Because Jim Hawkins Feels Like a Person, Not a Prop
Adventure stories often strap the child to the plot. Jim drives it. He eavesdrops, runs, steals the ship, makes mistakes, survives guilt. His adult narration does not sand away fear; it contextualizes courage. Readers see themselves in his impulsive choices — the decision to go ashore alone, the terror in the coracle, the pride when the Hispaniola's flag is his.
If you want a hero who grows without superpowers, Jim is your model. He wins through alertness, luck, and help from Dr. Livesey, Ben Gunn, and even Silver's temporary mercy.
Because Stevenson Writes Sea and Island Like Music
Open the book for atmosphere alone. The Admiral Benbow's winter coast, the Hispaniola's creak in Bristol harbor, tropical morning over stockade timbers, the silence before musket fire. Stevenson had traveled; he translated weather and rope into sentences that still smell of salt.
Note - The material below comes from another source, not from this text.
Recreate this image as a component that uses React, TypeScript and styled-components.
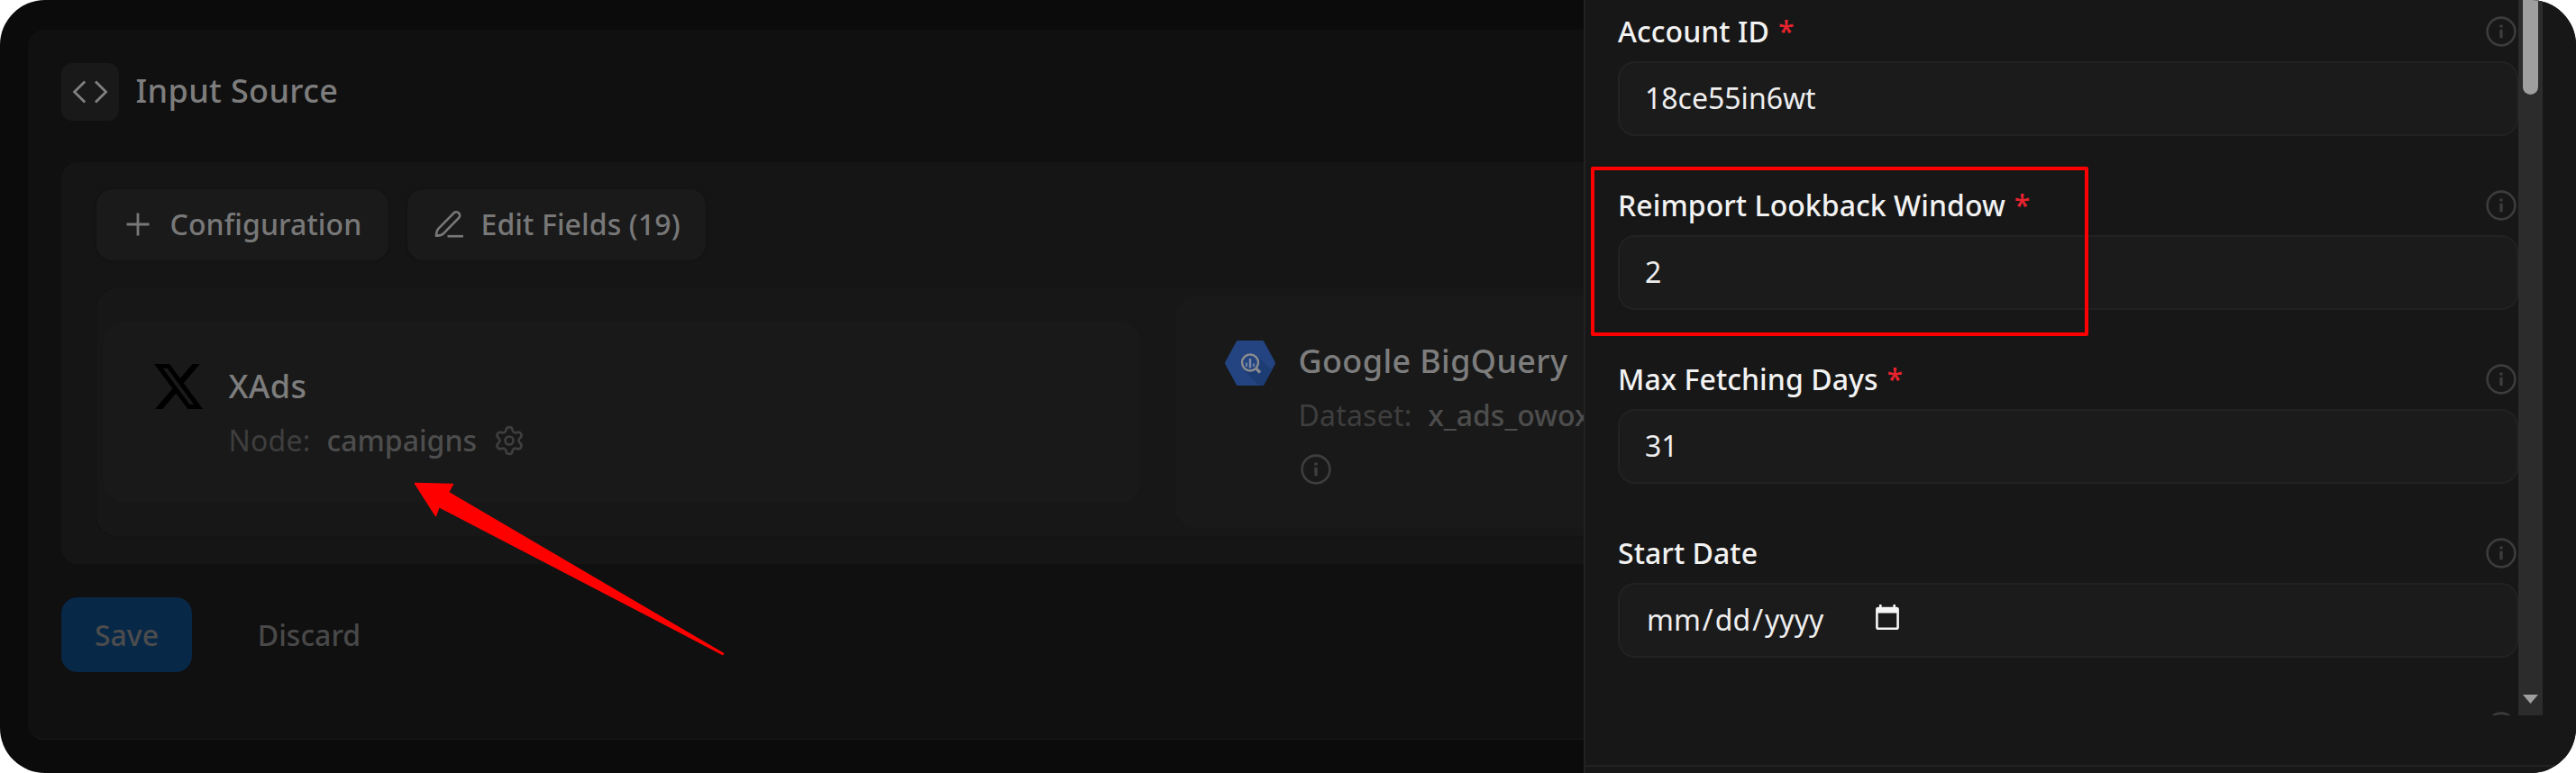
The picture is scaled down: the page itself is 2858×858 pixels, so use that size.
import React from "react";
import styled, { createGlobalStyle } from "styled-components";
import { Settings } from "lucide-react";

const GlobalStyle = createGlobalStyle`
  * { box-sizing: border-box; }
  html, body { margin: 0; background: #fff; }
  body { font-family: "Noto Sans", sans-serif; font-size: 32px; line-height: 46px; }
  svg { display: block; flex: none; }
`;

const Frame = styled.div`
  position: relative;
  display: flex;
  width: 2858px;
  height: 858px;
  border-radius: 50px;
  overflow: hidden;
  background: #0b0b0b;
`;

const Main = styled.main`
  width: 1757px;
  flex: none;
  overflow: hidden;
  padding: 33px 0 37px 31px;
`;

const SourceCard = styled.section`
  width: 2400px;
  height: 788px;
  padding: 37px;
  border-radius: 18px;
  background: #101010;
  border-bottom: 1px solid #191919;
`;

const Header = styled.header`
  display: flex;
  align-items: center;
  gap: 18.5px;
`;

const IconTile = styled.div`
  display: grid;
  place-items: center;
  width: 64px;
  height: 64px;
  border-radius: 12px;
  background: #191919;
  color: #808080;
`;

const Title = styled.h2`
  margin: 0;
  font-size: 36px;
  font-weight: 500;
  line-height: 50px;
  letter-spacing: 0.35px;
  color: #7d7d7d;
  white-space: nowrap;
`;

const HeaderTitle = styled(Title)`
  padding-bottom: 3px;
`;

const Panel = styled.div`
  margin-top: 46px;
  height: 446px;
  padding: 29.5px 39px;
  border-radius: 18px;
  background: #151515;
`;

const Toolbar = styled.div`
  display: flex;
  gap: 21.5px;
`;

const ToolButton = styled.button<{ $width: number }>`
  display: flex;
  align-items: center;
  gap: 20px;
  width: ${(p) => p.$width}px;
  height: 79px;
  padding: 0 0 1px 29.5px;
  border: 0;
  border-radius: 18px;
  background: #1a1a1a;
  box-shadow: 0 0 2px 1px #131313;
  color: #787878;
  font: inherit;
  font-weight: 500;
  letter-spacing: 0.1px;
  white-space: nowrap;
`;

const Flow = styled.div`
  display: flex;
  align-items: center;
  gap: 38.5px;
  height: 275.5px;
  margin-top: 31px;
  padding-left: 8px;
  border-radius: 22px;
  background: #171717;
  box-shadow: 0 0 0 1px #131313;
`;

const EndpointCard = styled.article<{ $width: number; $height: number; $gap: number }>`
  display: flex;
  align-items: flex-start;
  gap: ${(p) => p.$gap}px;
  flex: none;
  width: ${(p) => p.$width}px;
  height: ${(p) => p.$height}px;
  padding: 47px 0 0 55.5px;
  border-radius: 22px;
  background: #191919;
`;

const EndpointLogo = styled.div<{ $drop?: number }>`
  padding-top: ${(p) => p.$drop ?? 0}px;
`;

const EndpointInfo = styled.div`
  display: flex;
  flex-direction: column;
  gap: 12.5px;
`;

const Detail = styled.div`
  display: flex;
  align-items: center;
  gap: 18px;
  height: 46px;
  color: #3e3e3e;
  white-space: nowrap;
`;

const HintDetail = styled(Detail)`
  padding: 3px 0 0 2.5px;
`;

const DetailLabel = styled.span`
  letter-spacing: 0.2px;
`;

const DetailValue = styled.span`
  font-weight: 500;
  color: #4d4d4d;
`;

const Actions = styled.div`
  display: flex;
  gap: 37px;
  margin-top: 37px;
`;

const ActionButton = styled.button<{ $primary?: boolean }>`
  height: 83px;
  width: ${(p) => (p.$primary ? 145 : 186)}px;
  padding: 0;
  border: 0;
  border-radius: 18px;
  background: ${(p) => (p.$primary ? "#082848" : "transparent")};
  color: ${(p) => (p.$primary ? "#4c4c4c" : "#484848")};
  font: inherit;
  font-weight: 500;
`;

const Drawer = styled.aside`
  flex: 1;
  display: flex;
  flex-direction: column;
  border-left: 2px solid #222;
  background: #171717;
`;

const DrawerScroll = styled.div`
  display: flex;
  width: 1062px;
  height: 794px;
  overflow: hidden;
`;

const FieldList = styled.div`
  display: flex;
  flex-direction: column;
  gap: 54px;
  flex: 1;
  padding: 12px 0 0 36px;
`;

const Field = styled.div`
  display: flex;
  flex-direction: column;
  gap: 10px;
`;

const LabelRow = styled.div`
  display: flex;
  align-items: center;
  height: 46px;
  padding-right: 2px;
  font-weight: 500;
  letter-spacing: 0.05px;
  color: #f2f2f2;
  white-space: nowrap;
`;

const Required = styled.span`
  margin-left: 10px;
  color: #e9242f;
`;

const Hint = styled.span`
  margin-left: auto;
  color: #3c3c3c;
`;

const InputBox = styled.div`
  display: flex;
  align-items: center;
  height: 83px;
  padding: 0 28px 1px;
  border: 2px solid #222;
  border-radius: 19px;
  background: #1b1b1b;
  color: #eee;
`;

const DatePart = styled.span`
  padding: 0 2px;
`;

const CalendarSlot = styled.span`
  margin-left: 56px;
  padding-bottom: 5px;
  color: #f6f6f6;
`;

const ScrollTrack = styled.div`
  display: flex;
  flex-direction: column;
  align-items: center;
  justify-content: space-between;
  width: 27px;
  padding-bottom: 13px;
  background: #2c2c2c;
`;

const ScrollThumb = styled.div`
  width: 17px;
  height: 105px;
  border-radius: 0 0 9px 9px;
  background: #9f9f9f;
`;

const DrawerFooter = styled.footer`
  margin-top: 55px;
  flex: 1;
  border-top: 2px solid #222;
`;

const Highlight = styled.div`
  position: absolute;
  left: 1765px;
  top: 185px;
  width: 552px;
  height: 188px;
  border: 4px solid #ff0000;
  border-radius: 2px;
`;

const Pointer = styled.svg`
  position: absolute;
  left: 450px;
  top: 530px;
`;

const InfoIcon = () => (
  <svg width="34" height="34" viewBox="0 0 34 34" fill="none">
    <circle cx="17" cy="17" r="15.4" stroke="currentColor" strokeWidth="2.6" />
    <path d="M15.3 9.4h3.4v3.2h-3.4zM15.3 14.7h3.4v9.6h-3.4z" fill="currentColor" />
  </svg>
);

const CodeIcon = () => (
  <svg width="40" height="26" viewBox="0 0 40 26" fill="none" stroke="currentColor" strokeWidth="2.8">
    <path d="M14.2 1.6 2.6 13l11.6 11.4M26 1.6 37.6 13 26 24.4" />
  </svg>
);

const PlusIcon = () => (
  <svg width="32" height="32" viewBox="0 0 32 32" fill="none" stroke="currentColor" strokeWidth="2.8">
    <path d="M3.5 16h25M16 3.5v25" />
  </svg>
);

const PenIcon = () => (
  <svg width="32" height="32" viewBox="0 0 32 32" fill="none" stroke="currentColor" strokeWidth="2.6">
    <path d="M2 28.6c-.1-3.6.6-6 2.8-8.2L21.600 3.300a3.900 3.900 0 0 1 5.600 5.400L10.400 25.800C8.200 28 5.600 28.800 2 28.600z" strokeLinejoin="round" />
    <path d="M14.500 29.200H32" />
  </svg>
);

const XLogo = () => (
  <svg width="54" height="50" viewBox="1.254 2.25 21.573 19.5" preserveAspectRatio="none">
    <path
      fill="#000"
      d="M18.244 2.25h3.308l-7.227 8.26 8.502 11.24H16.17l-5.214-6.817L4.99 21.75H1.68l7.73-8.835L1.254 2.25H8.08l4.713 6.231zm-1.161 17.52h1.833L7.084 4.126H5.117z"
    />
  </svg>
);

const BigQueryLogo = () => (
  <svg width="56" height="50" viewBox="0 0 56 50" fill="none">
    <path d="M14.5 0h27q1.2 0 1.8 1L55.5 23.5q.8 1.5 0 3L43.3 49q-.6 1-1.8 1h-27q-1.2 0-1.8-1L.5 26.5q-.8-1.5 0-3L12.7 1q.6-1 1.8-1z" fill="#234480" />
    <path d="M37 18.500 52.300 32.400 43.300 49q-.6 1-1.8 1H38L20.500 32.500z" fill="#1d3c74" />
    <circle cx="28" cy="24.5" r="9" stroke="#8b8c8e" strokeWidth="2.4" fill="#234480" />
    <path d="M34.7 31.2 39 35.5" stroke="#8b8c8e" strokeWidth="3.2" />
    <path d="M24 24.500v4.500M32 25.500v3.500" stroke="#6b7f9f" strokeWidth="2.2" />
    <path d="M28 20v10.500" stroke="#7d8ba3" strokeWidth="2.4" />
  </svg>
);

const CalendarIcon = () => (
  <svg width="26" height="29" viewBox="0 0 26 29" fill="none">
    <path d="M4 0h2.6v4H4zM19.400 0H22v4h-2.600z" fill="currentColor" />
    <rect x="1.4" y="4" width="23.2" height="22.8" rx="1.5" stroke="currentColor" strokeWidth="2.6" />
    <path d="M1.400 3.500h23.200v6H1.400z" fill="currentColor" />
  </svg>
);

const ScrollDownIcon = () => (
  <svg width="17" height="10" viewBox="0 0 17 10">
    <path d="M0 0h17L8.5 10z" fill="#9f9f9f" />
  </svg>
);

type FieldProps = { label: string; required?: boolean; children?: React.ReactNode };

const FormField = ({ label, required, children }: FieldProps) => (
  <Field>
    <LabelRow>
      {label}
      {required && <Required>*</Required>}
      <Hint>
        <InfoIcon />
      </Hint>
    </LabelRow>
    <InputBox>{children}</InputBox>
  </Field>
);

export default function App() {
  return (
    <>
      <GlobalStyle />
      <Frame>
        <Main>
          <SourceCard>
            <Header>
              <IconTile>
                <CodeIcon />
              </IconTile>
              <HeaderTitle>Input Source</HeaderTitle>
            </Header>
            <Panel>
              <Toolbar>
                <ToolButton $width={323.5}>
                  <PlusIcon />
                  Configuration
                </ToolButton>
                <ToolButton $width={330.5}>
                  <PenIcon />
                  Edit Fields (19)
                </ToolButton>
              </Toolbar>
              <Flow>
                <EndpointCard $width={1150} $height={201} $gap={29}>
                  <EndpointLogo>
                    <XLogo />
                  </EndpointLogo>
                  <EndpointInfo>
                    <Title>XAds</Title>
                    <Detail>
                      <DetailLabel>Node:</DetailLabel>
                      <DetailValue>campaigns</DetailValue>
                      <Settings size={36} strokeWidth={1.8} />
                    </Detail>
                  </EndpointInfo>
                </EndpointCard>
                <EndpointCard $width={1000} $height={257} $gap={25.5}>
                  <EndpointLogo $drop={2}>
                    <BigQueryLogo />
                  </EndpointLogo>
                  <EndpointInfo>
                    <Title>Google BigQuery</Title>
                    <Detail>
                      <DetailLabel>Dataset:</DetailLabel>
                      <DetailValue>x_ads_owox</DetailValue>
                    </Detail>
                    <HintDetail>
                      <InfoIcon />
                    </HintDetail>
                  </EndpointInfo>
                </EndpointCard>
              </Flow>
            </Panel>
            <Actions>
              <ActionButton $primary>Save</ActionButton>
              <ActionButton>Discard</ActionButton>
            </Actions>
          </SourceCard>
        </Main>
        <Drawer>
          <DrawerScroll>
            <FieldList>
              <FormField label="Account ID" required>18ce55in6wt</FormField>
              <FormField label="Reimport Lookback Window" required>2</FormField>
              <FormField label="Max Fetching Days" required>31</FormField>
              <FormField label="Start Date">
                <DatePart>mm</DatePart>/<DatePart>dd</DatePart>/<DatePart>yyyy</DatePart>
                <CalendarSlot>
                  <CalendarIcon />
                </CalendarSlot>
              </FormField>
              <FormField label="" />
            </FieldList>
            <ScrollTrack>
              <ScrollThumb />
              <ScrollDownIcon />
            </ScrollTrack>
          </DrawerScroll>
          <DrawerFooter />
        </Drawer>
        <Pointer width="360" height="205" viewBox="450 530 360 205">
          <path
            d="M460.5 536.5 502.5 537.5 497.5 546.5 802.5 725.5 802 726.5 487 562.5 483.5 572.5z"
            fill="#ff0000"
            stroke="#ff0000"
            strokeWidth="1.5"
            strokeLinejoin="round"
          />
        </Pointer>
        <Highlight />
      </Frame>
    </>
  );
}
Short chapters suit modern reading. Each scene has a cinematic lift — especially the apple barrel revelation and Jim's night approach to the ship. You will turn pages faster than you planned.
Because the Treasure Ends Empty — and That Matters
Spoiler is centuries old: the pit is dug, the gold already moved. Some readers feel cheated. Stevenson offers wisdom instead of chests. The pursuit cost lives, sanity, and trust. Ben Gunn ate goat and dreamed of cheese; the pirates died or scattered. Jim returns changed. The empty hole is not a trick ending; it is the novel's thesis that treasure hunts consume more than gold delivers.
In an age of endless sequels and loot drops, that ending is refreshingly honest. Adventure can be glorious and still leave you wary of the next map.
Because It Is Still Fun
Literary reputation sometimes scares readers away from classics. Treasure Island is a yarn first — meant to thrill a fireside audience. Stevenson's stepson Lloyd Osbourne heard it as gift before the world did. That origin shows: the book wants you aboard, rumless or not, willing to sail into fiction that knows how to grip your sleeve and whisper, "There is a man with one leg, and he is smiling."
Because Boys' Adventure Does Not Have to Be Boyish Only
Treasure Island was marketed to young readers, yet Stevenson wrote with an adult's sense of consequence. People die. Jim Hawkins carries fear and guilt into his manhood. Ben Gunn's marooning is played for humor and also for pathos — three years of goat and loneliness. The loyal party is not flawless: Squire Trelawney's vanity hires the enemy crew; Captain Smollett's rigidity frustrates allies. Girls and women read adventure too, of course, and Jim's emotional honesty — his terror in the coracle, his shame after violence — offers a model of courage that includes shaking hands. The book invites identification across ages because it respects peril.
Because Stevenson Wrote a Sequel Worth Your Shelf
After Treasure Island, try Kidnapped — Scottish highlands, political murder, another young narrator thrust into adult conspiracy. The voice differs: less sea salt, more heather and legal treachery. Together the novels show Stevenson as adventure's poet laureate, not a one-hit wonder. Returning to Jim's story with that wider context only sharpens how economical Treasure Island is: every chapter earns its place, every ally and traitor memorable, the island still burning in memory after the cover closes.
Read Treasure Island for the foundation, for Silver, for Jim — but mostly read it because, after all these years, the oars still dip, the island still rises from blue, and the boy still has to decide who he trusts when everyone wants the same X on the sand.